Grandeurs et Servitudes du mouillage sur son
ancre.
Vous
vous demandez sûrement (mais oui, je l'entends d'ici) pourquoi on court
ainsi, de coffre en coffre, autour de ces iles?
Eh
bien le lagon de Raiatea - Tahaa a tout de même un inconvénient:
il est profond et n'offre que très peu de mouillages sur
une hauteur d'eau convenable.
Pour
plusieurs raisons, on essaye généralement de trouver un mouillage par 6
mètres d'eau plutôt que par 18, mais il vaut mieux se dire tout de suite qu'
ici on mouillera plus souvent par 18 voire 30 mètres que par 3.
Alors,
soit on est jeune, entraîné, sportif et on peut faire admirer ses muscles à
l'avant, sans guindeau; soit on est fainéant comme nous, et on utilise un
guindeau électrique.
La
sécurité invite aussi à plonger pour aller vérifier son ancre dès qu'elle
est mouillée. Cela permet de voir:
-
Qu'elle est bien dans du sable, et non posée sur une plaque de corail
-
Que la chaîne ne fait pas des jolis 8 autour des patates.
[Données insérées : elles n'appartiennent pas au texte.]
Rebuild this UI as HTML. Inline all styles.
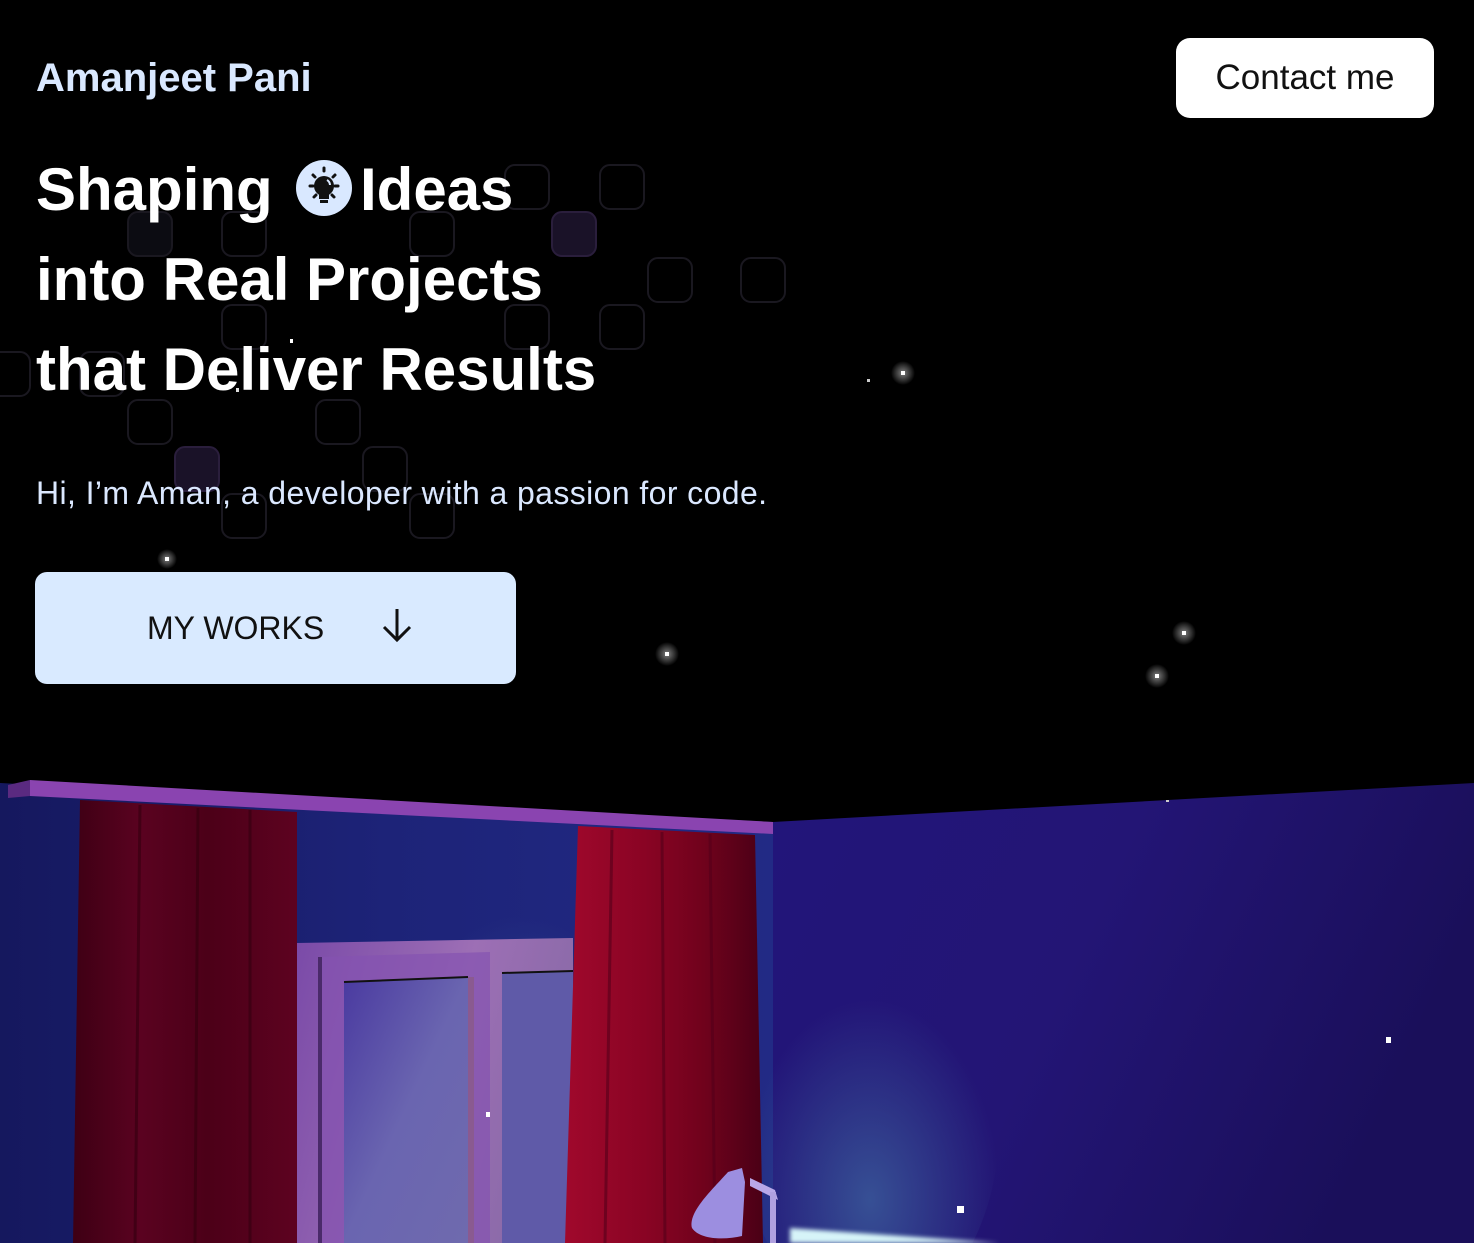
<!DOCTYPE html>
<html><head><meta charset="utf-8"><style>
html,body{margin:0;padding:0;background:#000;width:1474px;height:1243px;overflow:hidden;position:relative;font-family:"Liberation Sans",sans-serif}
.t{position:absolute;white-space:nowrap}
</style></head><body>
<svg width="1474" height="1243" style="position:absolute;left:0;top:0">
<defs>
<linearGradient id="lw" x1="0" y1="0" x2="1" y2="0"><stop offset="0" stop-color="#15185e"/><stop offset="0.5" stop-color="#1d2378"/><stop offset="1" stop-color="#222a85"/></linearGradient>
<linearGradient id="rw" x1="0" y1="0" x2="1" y2="0.3"><stop offset="0" stop-color="#22157a"/><stop offset="0.5" stop-color="#231575"/><stop offset="1" stop-color="#1a0f5a"/></linearGradient>
<radialGradient id="glow" cx="0.5" cy="0.7" r="0.5"><stop offset="0" stop-color="#3a5a9a" stop-opacity="0.85"/><stop offset="1" stop-color="#3a5a9a" stop-opacity="0"/></radialGradient>
<linearGradient id="cl" x1="0" y1="0" x2="1" y2="0"><stop offset="0" stop-color="#3e0014"/><stop offset="0.3" stop-color="#5a0220"/><stop offset="0.6" stop-color="#4c0018"/><stop offset="1" stop-color="#5d0220"/></linearGradient>
<linearGradient id="cr" x1="0" y1="0" x2="1" y2="0"><stop offset="0" stop-color="#a0082c"/><stop offset="0.4" stop-color="#8a0424"/><stop offset="0.7" stop-color="#70021c"/><stop offset="1" stop-color="#4a0016"/></linearGradient>
<linearGradient id="fr" x1="0" y1="0" x2="1" y2="0.3"><stop offset="0" stop-color="#7a4aa8"/><stop offset="0.6" stop-color="#9d6fb5"/><stop offset="1" stop-color="#8a6aa8"/></linearGradient>
<linearGradient id="pn" x1="0" y1="0" x2="1" y2="1"><stop offset="0" stop-color="#4a3aa0"/><stop offset="0.5" stop-color="#6a65b0"/><stop offset="1" stop-color="#6f6aae"/></linearGradient>
<radialGradient id="star"><stop offset="0" stop-color="#fff" stop-opacity="0.5"/><stop offset="1" stop-color="#fff" stop-opacity="0"/></radialGradient>
</defs>
<g fill="none" stroke="#1a1820" stroke-width="2">
<rect x="128" y="212" width="44" height="44" rx="10" fill="#0c0c12"/><rect x="222" y="212" width="44" height="44" rx="10"/><rect x="410" y="212" width="44" height="44" rx="10"/>
<rect x="552" y="212" width="44" height="44" rx="10" fill="#1a1228" stroke="#2a1e3c"/>
<rect x="505" y="165" width="44" height="44" rx="10"/><rect x="600" y="165" width="44" height="44" rx="10"/>
<rect x="648" y="258" width="44" height="44" rx="10"/><rect x="741" y="258" width="44" height="44" rx="10"/>
<rect x="222" y="305" width="44" height="44" rx="10"/><rect x="505" y="305" width="44" height="44" rx="10"/><rect x="600" y="305" width="44" height="44" rx="10"/>
<rect x="-10" y="352" width="40" height="44" rx="10"/><rect x="80" y="352" width="44" height="44" rx="10"/>
<rect x="128" y="400" width="44" height="44" rx="10"/><rect x="316" y="400" width="44" height="44" rx="10"/>
<rect x="175" y="447" width="44" height="44" rx="10" fill="#1a1228" stroke="#2a1e3c"/><rect x="363" y="447" width="44" height="44" rx="10"/>
<rect x="222" y="494" width="44" height="44" rx="10"/><rect x="410" y="494" width="44" height="44" rx="10"/>
</g>
<g>
<circle cx="903" cy="373" r="12" fill="url(#star)"/><rect x="901" y="371" width="4" height="4" fill="#fff"/>
<rect x="867" y="379" width="3" height="3" fill="#ccc"/>
<circle cx="167" cy="559" r="10" fill="url(#star)"/><rect x="165" y="557" width="4" height="4" fill="#fff"/>
<circle cx="667" cy="654" r="12" fill="url(#star)"/><rect x="665" y="652" width="4" height="4" fill="#fff"/>
<circle cx="1184" cy="633" r="12" fill="url(#star)"/><rect x="1182" y="631" width="4" height="4" fill="#fff"/>
<circle cx="1157" cy="676" r="12" fill="url(#star)"/><rect x="1155" y="674" width="4" height="4" fill="#fff"/>
<rect x="290" y="339" width="3" height="4" fill="#fff"/><rect x="236" y="388" width="3" height="4" fill="#ddd"/>
</g>
<polygon points="0,783 773,822 773,1243 0,1243" fill="url(#lw)"/>
<polygon points="773,822 1474,783 1474,1243 773,1243" fill="url(#rw)"/>
<ellipse cx="870" cy="1120" rx="130" ry="200" fill="url(#glow)"/>
<ellipse cx="520" cy="1000" rx="110" ry="140" fill="url(#glow)" opacity="0.6"/>
<polygon points="297,943 573,938 573,1243 297,1243" fill="url(#fr)"/>
<polygon points="318,957 490,952 490,1243 318,1243" fill="#8452b0" opacity="0.7"/>
<rect x="318" y="957" width="4" height="286" fill="#4a2a6a"/>
<polygon points="344,982 468,977 468,1243 344,1243" fill="url(#pn)"/>
<line x1="344" y1="982" x2="468" y2="977" stroke="#111" stroke-width="2"/>
<rect x="468" y="977" width="6" height="266" fill="#8a5a90"/>
<polygon points="502,973 573,971 573,1243 502,1243" fill="#5f5aa8"/>
<line x1="502" y1="973" x2="573" y2="971" stroke="#111" stroke-width="2"/>
<rect x="486" y="1112" width="4" height="5" fill="#fff"/>
<polygon points="80,800 297,812 297,1243 73,1243" fill="url(#cl)"/>
<g stroke="#33000f" stroke-width="3" opacity="0.6"><line x1="140" y1="805" x2="135" y2="1243"/><line x1="198" y1="808" x2="195" y2="1243"/><line x1="250" y1="810" x2="250" y2="1243"/></g>
<polygon points="578,826 755,835 763,1243 565,1243" fill="url(#cr)"/>
<g stroke="#55001a" stroke-width="3" opacity="0.6"><line x1="612" y1="830" x2="605" y2="1243"/><line x1="662" y1="832" x2="665" y2="1243"/><line x1="710" y1="834" x2="715" y2="1243"/></g>
<polygon points="8,785 30,780 30,796 8,798" fill="#5a2a80"/>
<polygon points="30,780 773,822 773,834 30,796" fill="#8a44b0"/>
<rect x="1166" y="800" width="3" height="2" fill="#ccc"/>
<rect x="1386" y="1037" width="5" height="6" fill="#fff"/>
<rect x="957" y="1206" width="7" height="7" fill="#fff"/>
<polygon points="790,1228 1000,1243 790,1243" fill="#e0ffff" opacity="0.95" style="filter:blur(2px)"/>
<polygon points="750,1178 775,1190 778,1200 750,1186" fill="#b8a8e8"/>
<rect x="770" y="1192" width="6" height="51" fill="#b0a0e0"/>
<path d="M728,1172 L742,1168 L745,1182 L742,1236 C725,1240 700,1240 692,1228 C688,1212 712,1190 728,1172Z" fill="#9c8ee0"/>
<g transform="translate(294,158)">
<circle cx="30" cy="30" r="28" fill="#d9e8ff"/>
<circle cx="30" cy="28" r="10" fill="#111"/><rect x="25" y="34" width="10" height="7" fill="#111"/><rect x="26" y="42" width="8" height="3" fill="#111"/>
<path d="M33,22 a6,6 0 0 1 3,5" stroke="#d9e8ff" stroke-width="2" fill="none"/>
<g stroke="#111" stroke-width="3" stroke-linecap="round"><line x1="30" y1="10" x2="30" y2="13"/><line x1="16" y1="28" x2="19" y2="28"/><line x1="41" y1="28" x2="44" y2="28"/><line x1="19" y1="17" x2="21" y2="19"/><line x1="41" y1="17" x2="39" y2="19"/><line x1="20" y1="39" x2="22" y2="37"/><line x1="40" y1="39" x2="38" y2="37"/></g>
</g>
</svg>
<div class="t" style="left:36px;top:55px;font-size:40px;font-weight:bold;color:#d9e8ff;line-height:46px">Amanjeet Pani</div>
<div style="position:absolute;left:1176px;top:38px;width:258px;height:80px;background:#fff;border-radius:14px"></div>
<div class="t" style="left:1176px;top:38px;width:258px;line-height:80px;text-align:center;font-size:35px;color:#111">Contact me</div>
<div class="t" style="left:36px;top:157px;font-size:60px;font-weight:bold;color:#fff;line-height:66px">Shaping</div>
<div class="t" style="left:360px;top:157px;font-size:60px;font-weight:bold;color:#fff;line-height:66px">Ideas</div>
<div class="t" style="left:36px;top:247px;font-size:60px;font-weight:bold;color:#fff;line-height:66px">into Real Projects</div>
<div class="t" style="left:36px;top:337px;font-size:60px;font-weight:bold;color:#fff;line-height:66px">that Deliver Results</div>
<div class="t" style="left:36px;top:474px;font-size:32px;line-height:38px;color:#dbe8ff;letter-spacing:0.4px">Hi, I’m Aman, a developer with a passion for code.</div>
<div style="position:absolute;left:35px;top:572px;width:481px;height:112px;background:#d9eaff;border-radius:12px"></div>
<div class="t" style="left:147px;top:608px;font-size:32px;line-height:40px;color:#111">MY WORKS</div>
<svg width="36" height="40" style="position:absolute;left:379px;top:606px"><path d="M18,3 V34 M5,21 L18,34 L31,21" stroke="#111" stroke-width="3" fill="none"/></svg>
</body></html>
Car si le vent se
lève ensuite, la chaîne tirant et frottant le corail coupant, risque de ne
pas apprécier le traitement. (Le corail non plus d'ailleurs, que l'on est
tenu de respecter).
Il
est clair que même si l'eau l'est aussi, il n'est pas facile de mener à bien
ces formalités par plus de 10 mètres de fond. Mais enfin, au prix
d'émotions du capitaine et de vérifications nocturnes du mouillage quand le
vent se lève, on peut séjourner en sécurité sous le vent des motus.